Request:
Among the entries, which lines carry the string "React"? Copy each of them.

Task input:
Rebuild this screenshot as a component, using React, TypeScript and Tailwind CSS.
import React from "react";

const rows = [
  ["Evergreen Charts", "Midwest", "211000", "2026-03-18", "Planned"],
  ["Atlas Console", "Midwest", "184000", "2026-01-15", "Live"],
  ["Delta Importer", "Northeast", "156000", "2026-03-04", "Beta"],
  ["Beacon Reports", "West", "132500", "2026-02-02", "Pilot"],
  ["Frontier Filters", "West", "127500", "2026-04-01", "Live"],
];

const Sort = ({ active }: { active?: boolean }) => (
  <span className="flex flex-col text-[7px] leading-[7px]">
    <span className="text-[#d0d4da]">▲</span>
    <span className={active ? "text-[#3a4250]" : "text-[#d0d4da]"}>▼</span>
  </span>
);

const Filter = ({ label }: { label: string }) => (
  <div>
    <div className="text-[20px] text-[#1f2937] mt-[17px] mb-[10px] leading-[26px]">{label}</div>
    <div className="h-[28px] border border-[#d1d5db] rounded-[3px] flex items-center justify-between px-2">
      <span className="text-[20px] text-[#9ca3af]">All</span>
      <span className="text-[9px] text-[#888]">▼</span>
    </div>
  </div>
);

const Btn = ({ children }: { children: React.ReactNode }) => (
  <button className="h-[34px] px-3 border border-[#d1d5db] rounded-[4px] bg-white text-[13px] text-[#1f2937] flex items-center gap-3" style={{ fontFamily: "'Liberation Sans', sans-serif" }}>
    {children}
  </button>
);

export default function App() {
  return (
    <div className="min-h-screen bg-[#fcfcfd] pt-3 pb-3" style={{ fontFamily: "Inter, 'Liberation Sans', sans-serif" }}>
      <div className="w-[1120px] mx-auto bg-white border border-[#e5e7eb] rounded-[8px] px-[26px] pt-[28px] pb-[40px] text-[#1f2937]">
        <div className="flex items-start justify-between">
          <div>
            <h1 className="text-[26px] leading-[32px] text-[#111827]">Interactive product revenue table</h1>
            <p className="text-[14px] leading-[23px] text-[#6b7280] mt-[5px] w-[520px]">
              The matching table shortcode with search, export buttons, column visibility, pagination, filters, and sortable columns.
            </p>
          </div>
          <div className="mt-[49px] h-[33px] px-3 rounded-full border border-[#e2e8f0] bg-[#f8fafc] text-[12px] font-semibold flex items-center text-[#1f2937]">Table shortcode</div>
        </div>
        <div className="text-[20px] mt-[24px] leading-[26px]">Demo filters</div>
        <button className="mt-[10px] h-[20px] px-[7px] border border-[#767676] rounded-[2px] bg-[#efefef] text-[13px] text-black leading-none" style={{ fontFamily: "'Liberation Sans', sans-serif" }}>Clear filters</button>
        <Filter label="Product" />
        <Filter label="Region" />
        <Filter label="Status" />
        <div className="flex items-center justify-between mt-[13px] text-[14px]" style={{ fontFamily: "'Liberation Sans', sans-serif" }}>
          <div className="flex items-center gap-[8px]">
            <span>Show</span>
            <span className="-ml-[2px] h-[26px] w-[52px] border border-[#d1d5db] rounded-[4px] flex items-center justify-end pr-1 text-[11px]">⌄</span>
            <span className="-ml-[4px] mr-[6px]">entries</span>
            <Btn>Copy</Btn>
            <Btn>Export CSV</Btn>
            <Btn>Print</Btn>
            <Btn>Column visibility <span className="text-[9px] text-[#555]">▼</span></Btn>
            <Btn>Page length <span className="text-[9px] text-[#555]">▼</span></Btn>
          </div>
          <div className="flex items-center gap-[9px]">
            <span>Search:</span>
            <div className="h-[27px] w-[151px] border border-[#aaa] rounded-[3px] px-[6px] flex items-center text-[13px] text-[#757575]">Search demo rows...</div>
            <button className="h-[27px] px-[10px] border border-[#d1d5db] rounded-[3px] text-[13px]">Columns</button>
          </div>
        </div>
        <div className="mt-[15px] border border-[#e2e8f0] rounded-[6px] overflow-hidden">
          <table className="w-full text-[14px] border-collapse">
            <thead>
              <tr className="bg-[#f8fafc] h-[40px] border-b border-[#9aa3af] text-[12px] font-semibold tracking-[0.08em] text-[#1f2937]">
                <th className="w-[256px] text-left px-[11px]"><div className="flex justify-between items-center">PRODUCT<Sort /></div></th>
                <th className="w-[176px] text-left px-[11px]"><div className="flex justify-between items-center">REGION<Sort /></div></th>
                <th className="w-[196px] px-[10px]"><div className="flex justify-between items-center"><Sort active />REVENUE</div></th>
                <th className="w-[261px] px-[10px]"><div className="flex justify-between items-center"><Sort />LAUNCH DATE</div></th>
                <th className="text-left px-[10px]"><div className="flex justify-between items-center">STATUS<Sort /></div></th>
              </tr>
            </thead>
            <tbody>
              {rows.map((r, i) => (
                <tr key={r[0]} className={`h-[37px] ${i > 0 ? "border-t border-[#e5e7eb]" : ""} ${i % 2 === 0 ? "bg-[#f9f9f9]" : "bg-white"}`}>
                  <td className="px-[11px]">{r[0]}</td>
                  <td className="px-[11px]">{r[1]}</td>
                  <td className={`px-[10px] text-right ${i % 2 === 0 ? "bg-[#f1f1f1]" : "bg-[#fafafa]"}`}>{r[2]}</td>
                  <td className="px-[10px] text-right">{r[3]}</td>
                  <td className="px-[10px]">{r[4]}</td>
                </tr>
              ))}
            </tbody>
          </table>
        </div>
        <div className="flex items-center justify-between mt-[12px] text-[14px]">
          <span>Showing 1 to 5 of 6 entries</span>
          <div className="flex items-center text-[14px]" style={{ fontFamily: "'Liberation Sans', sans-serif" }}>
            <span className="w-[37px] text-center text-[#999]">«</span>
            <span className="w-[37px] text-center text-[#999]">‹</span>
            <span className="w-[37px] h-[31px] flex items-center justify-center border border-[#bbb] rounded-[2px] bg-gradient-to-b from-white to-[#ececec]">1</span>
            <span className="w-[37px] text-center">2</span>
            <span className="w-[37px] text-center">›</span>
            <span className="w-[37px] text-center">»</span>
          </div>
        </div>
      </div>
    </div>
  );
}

==

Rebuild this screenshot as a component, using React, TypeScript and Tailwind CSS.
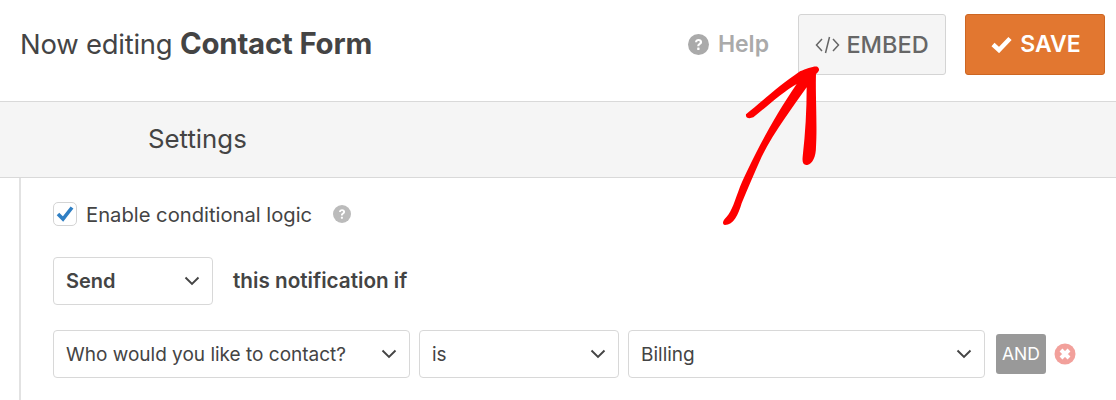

Task solution:
Rebuild this screenshot as a component, using React, TypeScript and Tailwind CSS.
import React from "react";
const Btn = ({ children }: { children: React.ReactNode }) => (
Rebuild this screenshot as a component, using React, TypeScript and Tailwind CSS.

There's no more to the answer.